Abstract:

Employing an agent-based model of the Spanish housing market, this paper explores the main drivers behind the large amplitude of the Spanish house price cycle —as compared to most other European countries—, as well as the scope for macroprudential policy to reduce this amplitude. First, we exploit the availability of a previous calibration to the UK, characterised by a smaller house price cycle, to show the prominent role played by the distributions of various mortgage risk metrics: loan-to-value, loan-to-income and debt-service-to-income ratios.
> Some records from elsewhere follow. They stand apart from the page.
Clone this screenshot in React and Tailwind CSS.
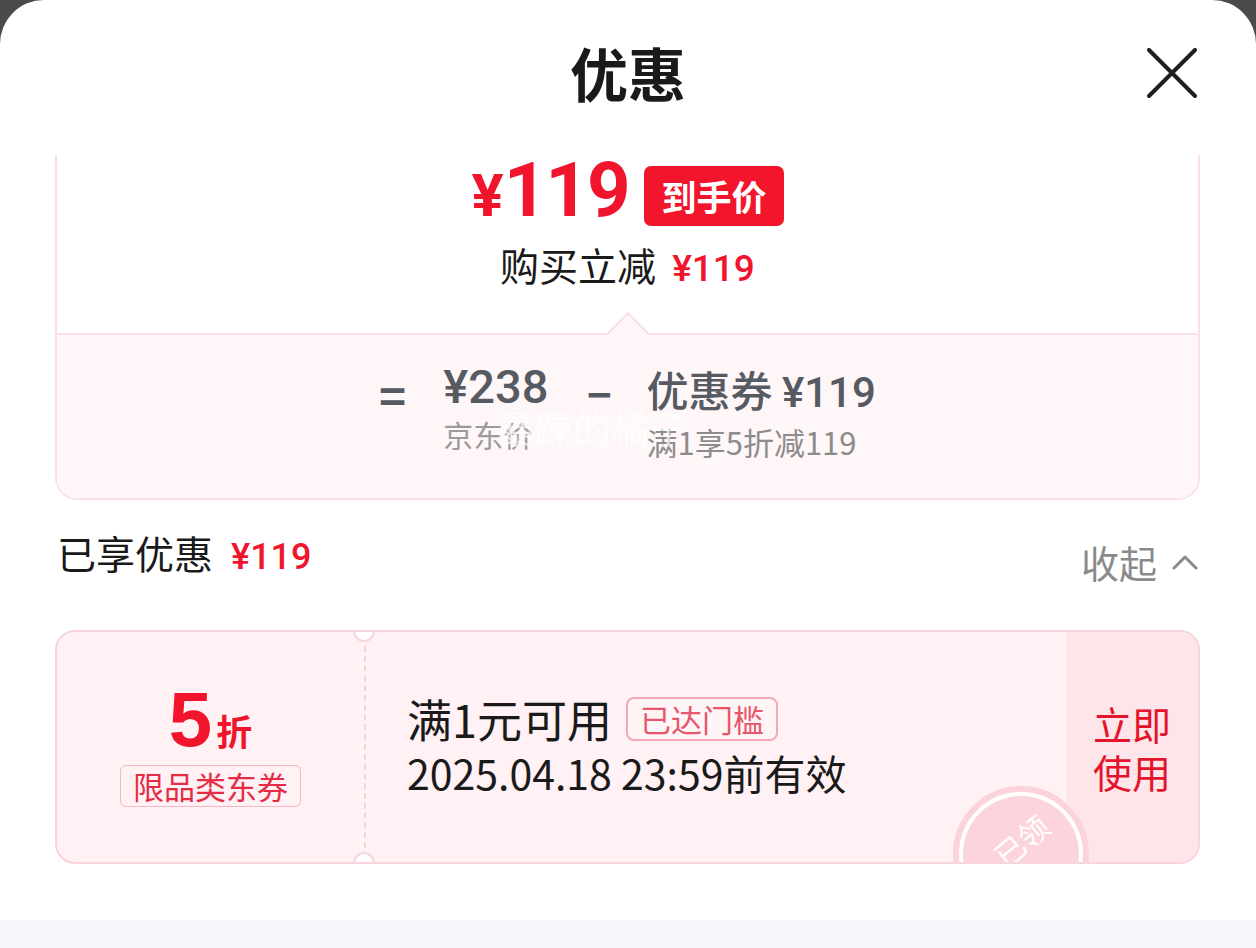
import React from "react";

const RED = "text-[#f0142d]";

const CloseIcon = () => (
  <svg width="50" height="50" viewBox="0 0 50 50" fill="none">
    <path d="M2 2 L48 48 M48 2 L2 48" stroke="#1f1f1f" strokeWidth="4" strokeLinecap="round" />
  </svg>
);

const ChevronUp = () => (
  <svg width="28" height="18" viewBox="0 0 28 18" fill="none">
    <path d="M3 15 L14 4 L25 15" stroke="#8a8a8a" strokeWidth="3" strokeLinecap="round" strokeLinejoin="round" />
  </svg>
);

const PriceCard = () => (
  <div className="mx-[55px] w-[1145px] border-x-2 border-b-2 border-[#fbe1e5] rounded-b-[22px] overflow-hidden">
    <div className="h-[178px] flex flex-col items-center">
      <div className="mt-[2px] flex items-center gap-[16px] h-[72px]">
        <div className={`flex items-baseline font-bold ${RED} font-['Roboto','Noto_Sans_CJK_SC',sans-serif]`}>
          <span className="text-[60px] leading-[72px]">¥</span>
          <span className="text-[76px] leading-[72px] tracking-[-2px]">119</span>
        </div>
        <div className="mt-[6px] h-[60px] px-[17px] rounded-[7px] bg-[#f2152b] flex items-center text-white text-[35px] font-bold">
          到手价
        </div>
      </div>
      <div className="mt-[13px] flex items-baseline gap-[16px] leading-[44px]">
        <span className="text-[39px] text-[#1a1a1a]">购买立减</span>
        <span className={`text-[37px] font-medium ${RED} font-['Roboto','Noto_Sans_CJK_SC',sans-serif]`}>¥119</span>
      </div>
    </div>
    <div className="relative h-[165px] bg-[#fff6f7] border-t-2 border-[#fbe1e5]">
      <div className="absolute left-1/2 -translate-x-1/2 top-[-17px] w-[30px] h-[30px] rotate-45 bg-[#fff6f7] border-l-2 border-t-2 border-[#fbe1e5]" />
      <div className="pt-[26px] flex justify-center text-[#555a63]">
        <div className="mt-[8px] text-[46px] font-bold leading-[50px]">=</div>
        <div className="ml-[37px] flex flex-col">
          <span className="text-[47px] font-medium leading-[52px] font-['Roboto','Noto_Sans_CJK_SC',sans-serif]">¥238</span>
          <span className="mt-[2px] text-[30px] leading-[38px] text-[#9b9b9b]">京东价</span>
        </div>
        <div className="ml-[38px] mt-[2px] text-[48px] font-bold leading-[50px]">–</div>
        <div className="ml-[34px] flex flex-col">
          <span className="text-[42px] font-medium leading-[56px]">优惠券 <span className="font-['Roboto','Noto_Sans_CJK_SC',sans-serif]">¥119</span></span>
          <span className="mt-[2px] text-[31px] leading-[38px] text-[#8c8c8c]">满1享5折减119</span>
        </div>
      </div>
      <div className="absolute left-[440px] top-[70px] text-[38px] leading-[44px] text-white/70">暴躁的橘子</div>
    </div>
  </div>
);

const Coupon = () => (
  <div className="mx-[55px] mt-[46px] w-[1145px] h-[234px] relative flex border-2 border-[#f8d5dc] rounded-[20px] bg-[#fff1f4] overflow-hidden">
    <div className="w-[307px] flex flex-col items-center justify-center pb-[6px]">
      <div className={`flex items-baseline font-bold ${RED}`}>
        <span className="text-[78px] leading-[76px] font-['Liberation_Sans',sans-serif] font-black">5</span>
        <span className="ml-[4px] text-[36px] leading-[40px]">折</span>
      </div>
      <div className="mt-[8px] px-[12px] h-[42px] flex items-center border border-[#f2b9c2] rounded-[6px] text-[31px] text-[#e42d45]">
        限品类东券
      </div>
    </div>
    <div className="absolute left-[296px] top-[-12px] w-[22px] h-[22px] rounded-full bg-white border-2 border-[#f8d5dc]" />
    <div className="absolute left-[296px] bottom-[-12px] w-[22px] h-[22px] rounded-full bg-white border-2 border-[#f8d5dc]" />
    <div className="my-[14px] border-l-2 border-dashed border-[#f6d3d9]" />
    <div className="flex-1 pl-[41px] flex flex-col justify-center pb-[4px]">
      <div className="flex items-center gap-[14px]">
        <span className="text-[45px] leading-[52px] text-[#1a1a1a]">满1元可用</span>
        <span className="h-[44px] px-[12px] flex items-center border-2 border-[#f3aab6] rounded-[8px] text-[31px] text-[#e8566b] bg-[#fff5f7]">已达门槛</span>
      </div>
      <div className="mt-[2px] text-[41px] leading-[50px] text-[#1a1a1a]">2025.04.18 23:59前有效</div>
    </div>
    <div className="absolute left-[896px] top-[154px] w-[136px] h-[136px] rounded-full border-[6px] border-[#fbd3da] bg-white p-[4px]">
      <div className="w-full h-full rounded-full bg-[#fcd5dc] flex items-center justify-center">
        <span className="text-[30px] leading-[34px] text-white -rotate-[40deg] -translate-y-[14px]">已领</span>
      </div>
    </div>
    <div className="w-[132px] bg-[#fde5ea] flex flex-col items-center justify-center text-[39px] leading-[48px] text-[#e4142c]">
      <span>立即</span>
      <span>使用</span>
    </div>
  </div>
);

export default function App() {
  return (
    <div className="w-[1256px] h-[948px] bg-[#4b4b4b] overflow-hidden font-['Noto_Sans_CJK_SC',sans-serif]">
      <div className="h-full bg-white rounded-t-[44px] flex flex-col">
        <header className="h-[155px] shrink-0 grid grid-cols-[1fr_auto_1fr] items-start pt-[36px] px-[59px]">
          <div />
          <h1 className="text-[58px] font-bold leading-[72px] text-[#1a1a1a]">优惠</h1>
          <div className="flex justify-end pt-[12px]">
            <CloseIcon />
          </div>
        </header>
        <PriceCard />
        <div className="mx-[57px] mt-[30px] flex justify-between">
          <div className="flex items-baseline gap-[18px] leading-[44px]">
            <span className="text-[39px] text-[#1a1a1a]">已享优惠</span>
            <span className={`text-[36px] font-medium ${RED} font-['Roboto','Noto_Sans_CJK_SC',sans-serif]`}>¥119</span>
          </div>
          <div className="mt-[10px] flex items-center gap-[14px]">
            <span className="text-[38px] leading-[44px] text-[#8a8a8a]">收起</span>
            <ChevronUp />
          </div>
        </div>
        <Coupon />
        <div className="flex-1" />
        <div className="h-[28px] shrink-0 bg-[#f5f7fa]" />
      </div>
    </div>
  );
}
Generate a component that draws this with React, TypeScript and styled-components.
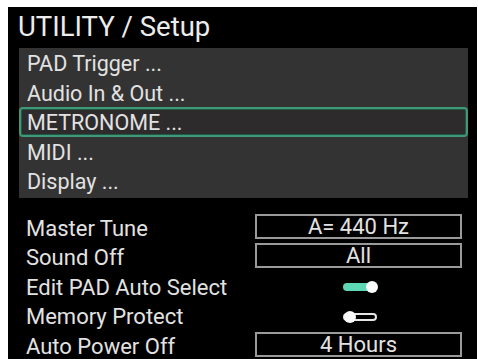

Second, we use the model to calibrate both a hard loan-to-value and a soft loan-to-income limit to smooth the Spanish house price cycle and match the amplitude of the UK equivalent. Finally, we characterise the effects of these calibrated policies over the different phases of the cycle, finding both instruments to reduce credit and price growth during the expansionary phase as well as to reduce their decline during the contractionary phase. Moreover, both instruments lead to a compositional shift in lending: the loan-to-value policy from first-time buyers to buy-to-let investors and the loan-to-income policy from both first-time buyers and home movers to buy-to-let investors.

Citation:

Carro, A. (2022). 'Could Spain be less different? Exploring the effects of macroprudential policy on the house price cycle'. INET Oxford Working Paper No. 2022-25.